*Task requirements*.
Review the listing and copy each line that holds the word "with".
◇ ◇ ◇
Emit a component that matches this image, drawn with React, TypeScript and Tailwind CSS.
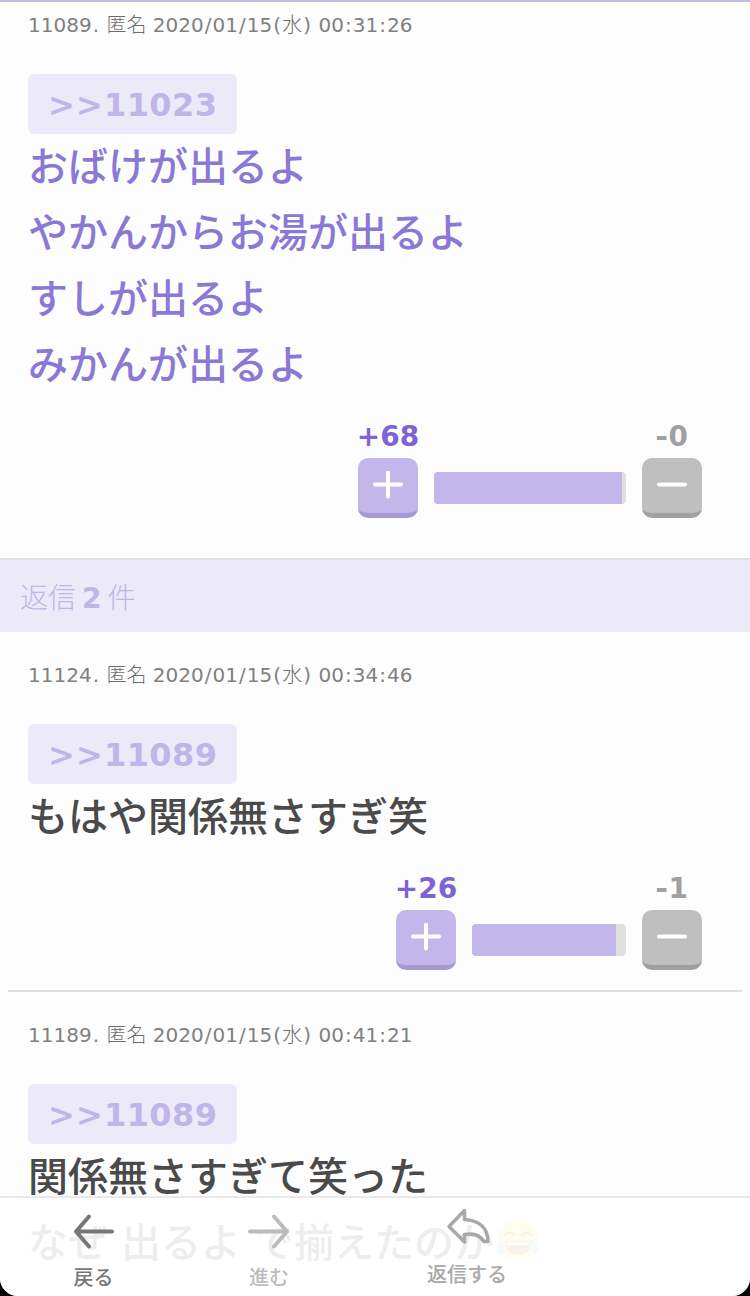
import React from 'react';

interface CommentData {
    no: string;
    date: string;
    anchor: string;
    lines: React.ReactNode[];
    plus?: number;
    minus?: number;
    barClass?: string;
    fillClass?: string;
}

const LaughEmoji: React.FC = () => (
    <svg viewBox="0 0 44 44" className="ml-0.5 w-[44px] h-[44px] shrink-0">
        <circle cx="22" cy="22" r="20" fill="#fbdf6b" />
        <path d="M9 17q4-5 9 0M26 17q5-5 9 0" fill="none" stroke="#b98a3a" strokeWidth="2.5" strokeLinecap="round" />
        <path d="M9 23h26q-1 14-13 14T9 23z" fill="#c9743a" />
        <path d="M11 24h22v3H11z" fill="#fff" />
        <path d="M13 33q9-5 18 0-9 8-18 0z" fill="#ef7350" />
        <path d="M9 22q-8 3-8 9t5 5q4-3 3-14zM35 22q8 3 8 9t-5 5q-4-3-3-14z" fill="#8dcbf2" />
    </svg>
);

const mainComment: CommentData = {
    no: '11089',
    date: '2020/01/15(水) 00:31:26',
    anchor: '>>11023',
    lines: ['おばけが出るよ', 'やかんからお湯が出るよ', 'すしが出るよ', 'みかんが出るよ'],
    plus: 68,
    minus: 0,
    barClass: 'w-[192px]',
    fillClass: 'w-[188px]',
};

const replies: CommentData[] = [
    {
        no: '11124',
        date: '2020/01/15(水) 00:34:46',
        anchor: '>>11089',
        lines: ['もはや関係無さすぎ笑'],
        plus: 26,
        minus: 1,
        barClass: 'w-[154px]',
        fillClass: 'w-[144px]',
    },
    {
        no: '11189',
        date: '2020/01/15(水) 00:41:21',
        anchor: '>>11089',
        lines: ['関係無さすぎて笑った', <>なぜ 出るよ で揃えたのか<LaughEmoji /></>],
    },
];

// separators get a little air on both sides, kanji are set lighter than the digits
const MetaLine: React.FC<{ text: string }> = ({ text }) => (
    <p className="h-5 leading-[22px] pl-7 text-[20px] text-[#808080] whitespace-pre">
        {text.split(/([/:.()]|匿名|水)/).map((part, i) =>
            i % 2 ? (
                <span key={i} className={/[/:.()]/.test(part) ? 'px-[1.05px]' : 'font-light text-[#6c6c6c]'}>{part}</span>
            ) : part
        )}
    </p>
);

const VoteRow: React.FC<{ comment: CommentData }> = ({ comment }) => (
    <div className="flex justify-end items-end mt-[23px] pr-12">
        <div className="w-[60px] flex flex-col items-center">
            <span className="h-9 leading-[38px] mb-1 text-[28px] font-bold text-[#7e63d6] whitespace-nowrap">+{comment.plus}</span>
            <button className="w-[60px] h-[60px] rounded-[10px] bg-[#c3b6ea] border-b-[5px] border-[#a598d4] flex items-center justify-center">
                <svg viewBox="0 0 30 30" className="w-[30px] h-[30px]" stroke="#fff" strokeWidth="4" strokeLinecap="round">
                    <path d="M2 13.500h26M15 1.500v24" />
                </svg>
            </button>
        </div>
        <div className={`h-8 mx-4 mb-[14px] rounded bg-[#e0e0e0] overflow-hidden ${comment.barClass}`}>
            <div className={`h-8 bg-[#c3b6ea] ${comment.fillClass}`} />
        </div>
        <div className="w-[60px] flex flex-col items-center">
            <span className="h-9 leading-[38px] mb-1 text-[28px] font-bold text-[#a0a0a0] whitespace-nowrap">
                <span className="inline-block scale-x-110 pr-px">-</span>{comment.minus}
            </span>
            <button className="w-[60px] h-[60px] rounded-[10px] bg-[#bfbfbf] border-b-[5px] border-[#a0a0a0] flex items-center justify-center">
                <svg viewBox="0 0 30 30" className="w-[30px] h-[30px]" stroke="#fff" strokeWidth="4" strokeLinecap="round">
                    <path d="M2 13.500h26" />
                </svg>
            </button>
        </div>
    </div>
);

const Comment: React.FC<{ comment: CommentData; main?: boolean }> = ({ comment, main }) => (
    <article className={main ? 'pt-3 pb-10' : 'pt-8 pb-5'}>
        <MetaLine text={`${comment.no}. 匿名 ${comment.date}`} />
        <div className="mt-10 ml-7 pl-5 w-[209px] h-[60px] rounded-md bg-[#ece9f8] text-[#c0b5e8] text-[32px] tracking-[0.4px] leading-[62px] font-bold">
            <span className="tracking-[1.2px]">&gt;&gt;</span>{comment.anchor.slice(2)}
        </div>
        <div className={`-mt-[3px] pl-7 font-['Noto_Sans_CJK_JP',sans-serif] text-[40px] font-medium [word-spacing:4px] ${main ? 'text-[#8b78d6]' : 'text-[#4a4a4a]'}`}>
            {comment.lines.map((line, i) => (
                <p key={i} className="h-[66px] leading-[66px] flex items-center whitespace-pre">{line}</p>
            ))}
        </div>
        {comment.plus !== undefined && <VoteRow comment={comment} />}
    </article>
);

const BottomNav: React.FC = () => (
    <nav className="absolute inset-x-0 bottom-0 h-[100px] border-t-2 border-[#e9e9e9] bg-white/90 flex font-['Noto_Sans_CJK_JP',sans-serif] text-[20px] leading-6 font-medium">
        <div className="w-[187px] pt-3 flex flex-col items-center text-[#777]">
            <svg viewBox="0 0 42 42" className="w-[42px] h-[42px]" fill="none" stroke="currentColor" strokeWidth="4" strokeLinecap="round">
                <path d="M39 21.5H3M16 6.500L3 21.5l13 15" strokeLinejoin="round" />
            </svg>
            <span className="mt-[13px]">戻る</span>
        </div>
        <div className="w-[164px] pt-3 flex flex-col items-center text-[#bcbcbc]">
            <svg viewBox="0 0 42 42" className="w-[42px] h-[42px]" fill="none" stroke="currentColor" strokeWidth="4" strokeLinecap="round">
                <path d="M2 21.5h37M26 6.500l13 15-13 15" strokeLinejoin="round" />
            </svg>
            <span className="mt-[13px]">進む</span>
        </div>
        <div className="w-[232px] pt-[9px] flex flex-col items-center text-[#a8a8a8]">
            <svg viewBox="0 0 44 42" className="ml-[2px] w-[44px] h-[42px]" fill="none" stroke="currentColor" strokeWidth="3.5" strokeLinejoin="round">
                <path d="M18.500 3.500L3 19.500l15.500 15.500V27.500C27 26 34 28 38 34.500H42C42 21.500 34 13.500 18.500 12.500z" />
            </svg>
            <span className="mt-[13px]">返信する</span>
        </div>
    </nav>
);

const App: React.FC = () => (
    <div className="bg-black">
        <div className="relative w-full h-[1296px] overflow-hidden rounded-b-[18px] bg-[#fdfdfd] border-t-2 border-[#c5bce3] font-['DejaVu_Sans','Noto_Sans_CJK_JP',sans-serif]">
            <Comment comment={mainComment} main />

            <h2 className="h-[74px] border-t-2 border-[#e0dfe8] bg-[#ece9f8] pl-5 pt-1.5 leading-[68px] text-[28px] font-light text-[#c0b5e8] whitespace-nowrap flex items-center">
                返信<b className="font-bold mx-[6px]">2</b>件
            </h2>

            {replies.map((reply, i) => (
                <React.Fragment key={reply.no}>
                    {i > 0 && <hr className="mx-2 border-0 h-[2px] bg-[#dfdfdf]" />}
                    <Comment comment={reply} />
                </React.Fragment>
            ))}

            <BottomNav />
        </div>
    </div>
);

export default App;
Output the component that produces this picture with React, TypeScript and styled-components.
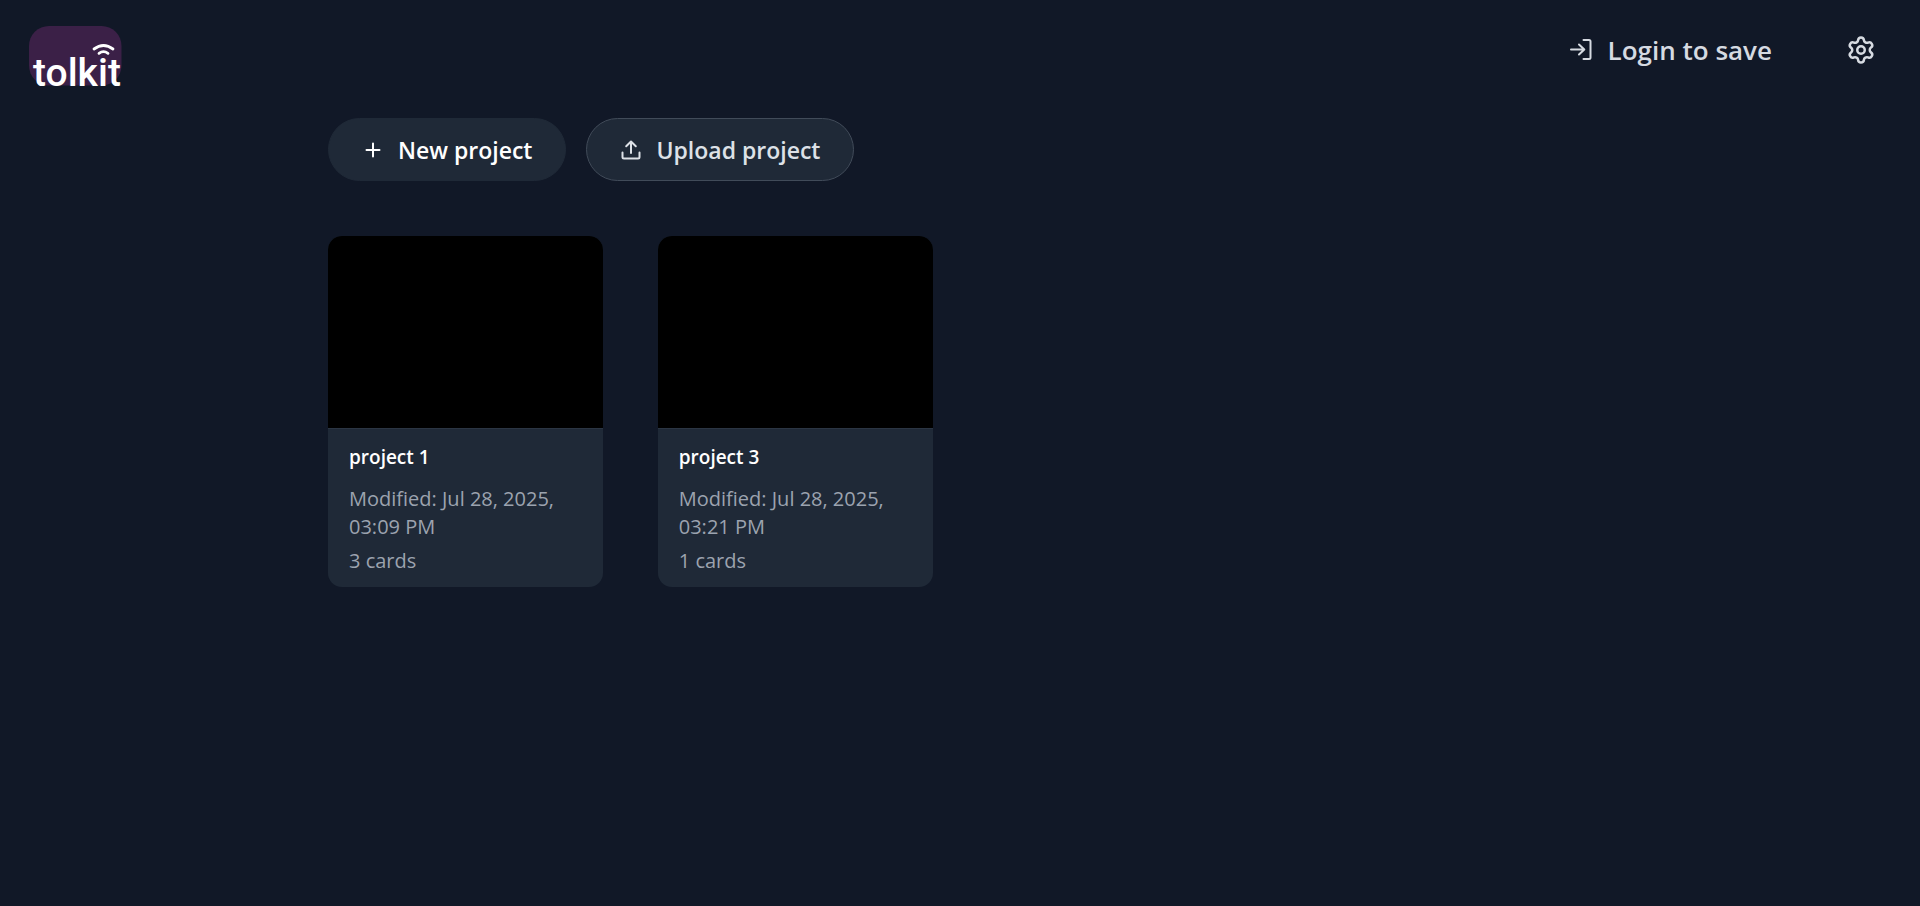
◇ ◇ ◇
*Complete answer*.
Emit a component that matches this image, drawn with React, TypeScript and Tailwind CSS.
Output the component that produces this picture with React, TypeScript and styled-components.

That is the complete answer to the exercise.